Python 3, an Illustrated Tour Transcripts
Chapter: Strings
Lecture: Walk-through: Unicode
Login or
purchase this course
to watch this video and the rest of the course contents.
0:00
In this video, we're going to look at unicode test, let's open that up in the editor that you want.
0:07
I'm going to run it. You can run it from your command line by just invoking Python on the file, or you can in PyCharm right click and say run
0:16
you should get three errors here. Let's go to the first error. On line 10 we get a name error, so here's line 10.
0:25
And in this function, it's called test 1. It says the following line is from Yu Lou Chun by Dao Ren Bai Yun.
0:32
There's a link to Project Gutenberg there, it says convert the line to utf-8 bytes stored in the variable utf-8_txt.
0:41
So up here we have a unicode string and we're going to convert that to bytes.
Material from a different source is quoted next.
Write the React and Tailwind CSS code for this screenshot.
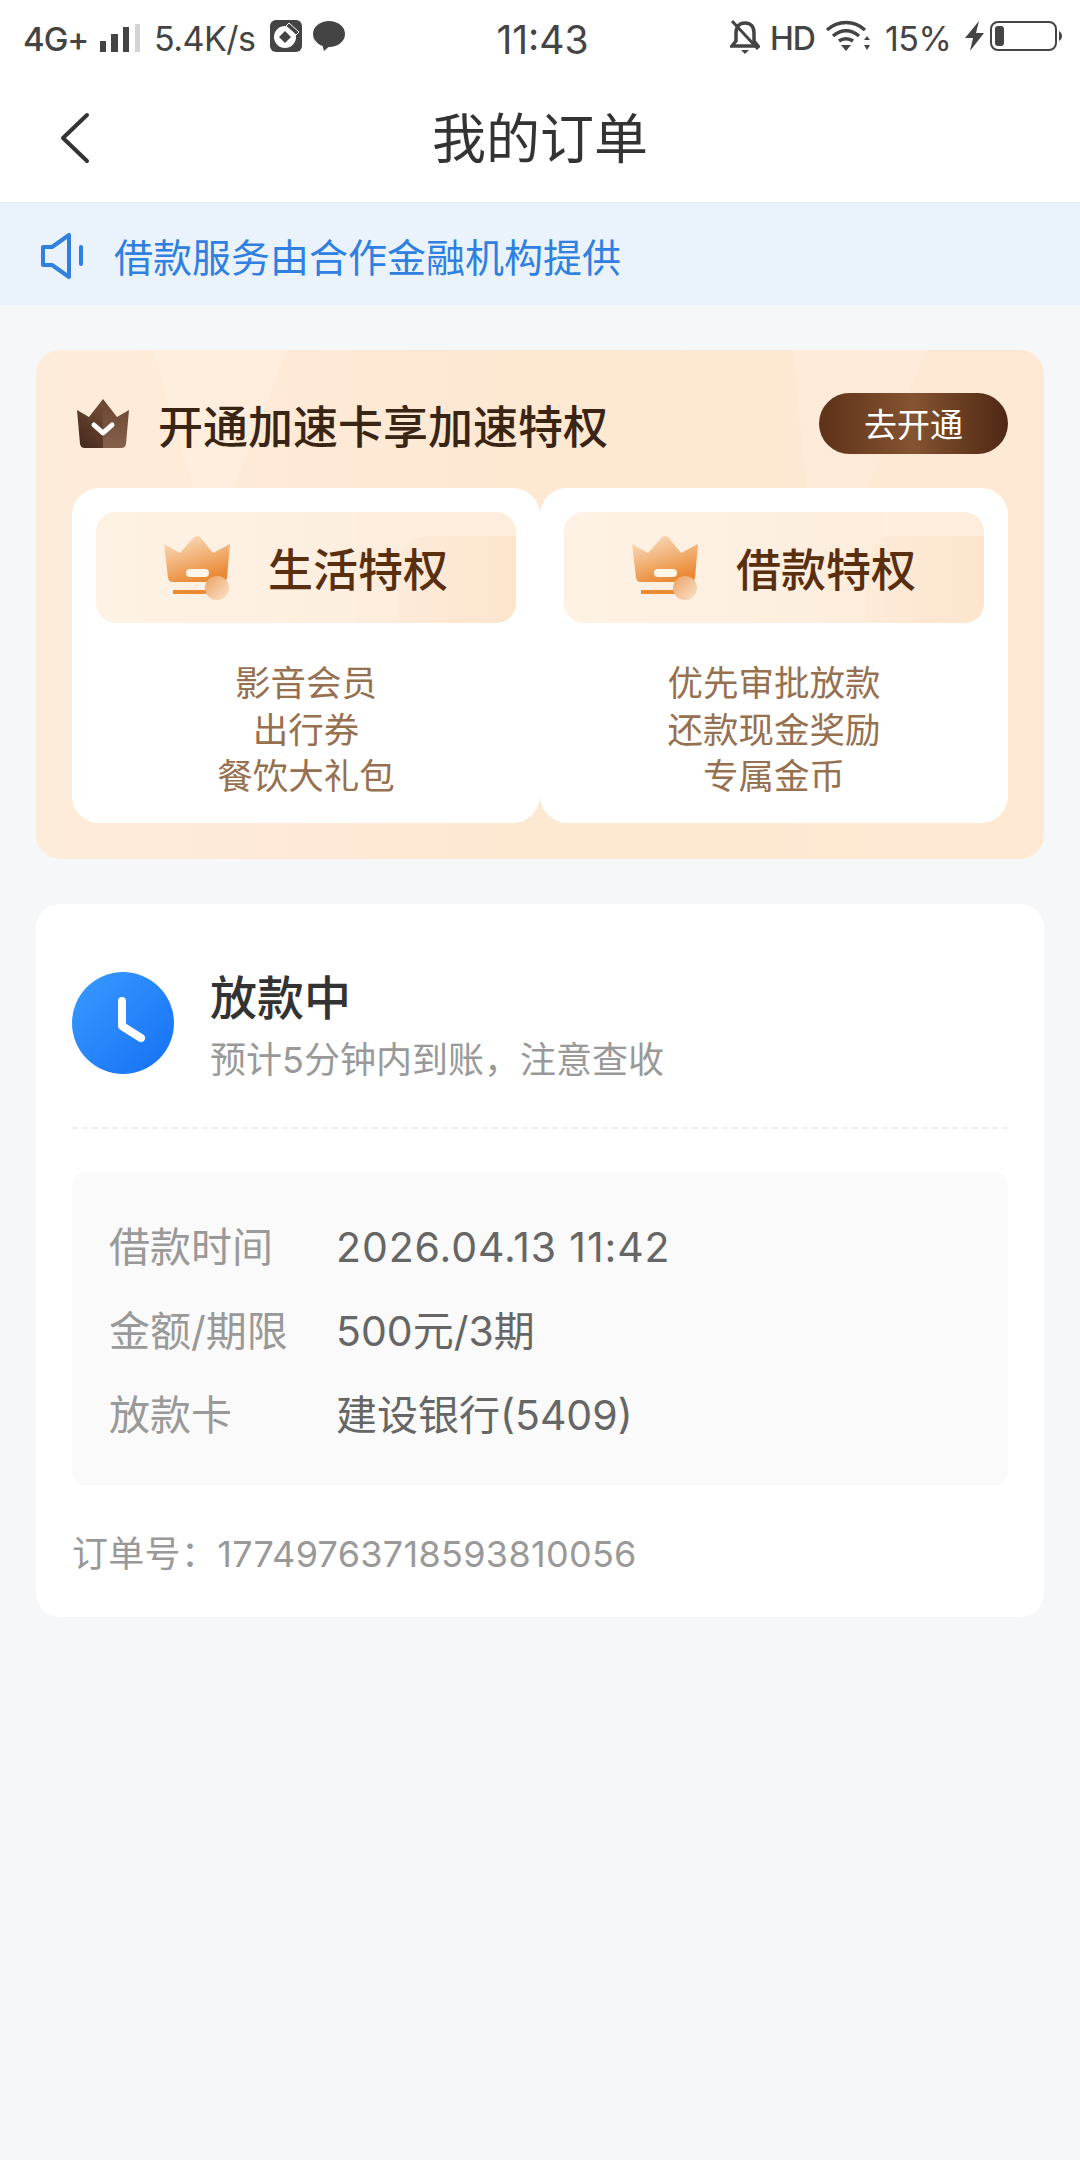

Let's see how we do that.
0:46
We're going to make a variable called utf-8_text is equal to and on text, we need to call the encode method.
0:54
So we're going to encode the string and we're going to encode it as utf-8 bytes
1:01
so we can say utf-8, and that should give us a new variable that actually is bytes. Let's run this and see if it works.
1:14
Note that our test here is just asserting that the last five characters are these bytes. It's also asserting the length of the bytes.
1:24
Okay, so we have one that's passed now. So the thing to remember is that if you have a string, a unicode string
1:30
if you want to change it into bytes that process is called encoding, you don't decode a string, you decode bytes back into a string.
1:41
Okay, here's another line or probably the same line convert the line to big5, another Chinese encoding and store it in big5_txt.
1:54
So big5_txt = txt so we have bytes here and we want to encode those bytes as big5. Let's run that and see if that works.
2:12
Okay, it looks like it worked, we have 2 passed, one thing to note is the length of the big5 encoding is 74 bites on that same string versus above,
2:22
when it's utf-8 encoded it's 111 bytes. So there are some compromises that utf-8 makes
2:29
but in general, utf-8 is one of the most widely used encodings on the internet. So it's a pretty good encoding to use
2:36
even though it might be a little bigger than other encodings. Okay, test three, the following is utf-8 bytes decode it into a variable result.
2:46
So we have some bytes here and we're going to make a variable called result and we're going to take our unknown bytes and we're going to decode it.
2:54
Again, we don't encode bytes, bytes are already encoded for us. Okay, let's run this and make sure it works It looks like we're good to go.
3:12
So let's just for fun put a little break point here and see if we can see what unknown is. I'll move the break point down one level here
3:28
Okay, here's result. And if you look at result, it says that snake makes your head and then it says spin upside down.
3:38
Okay, cool. Thanks for watching this video. Hopefully, you have a better understanding of unicode and bytes and the conversion between those two.
3:46
Again, if you have a unicode string, you encode those as bytes, and if you have bytes, you decode those to a unicode string.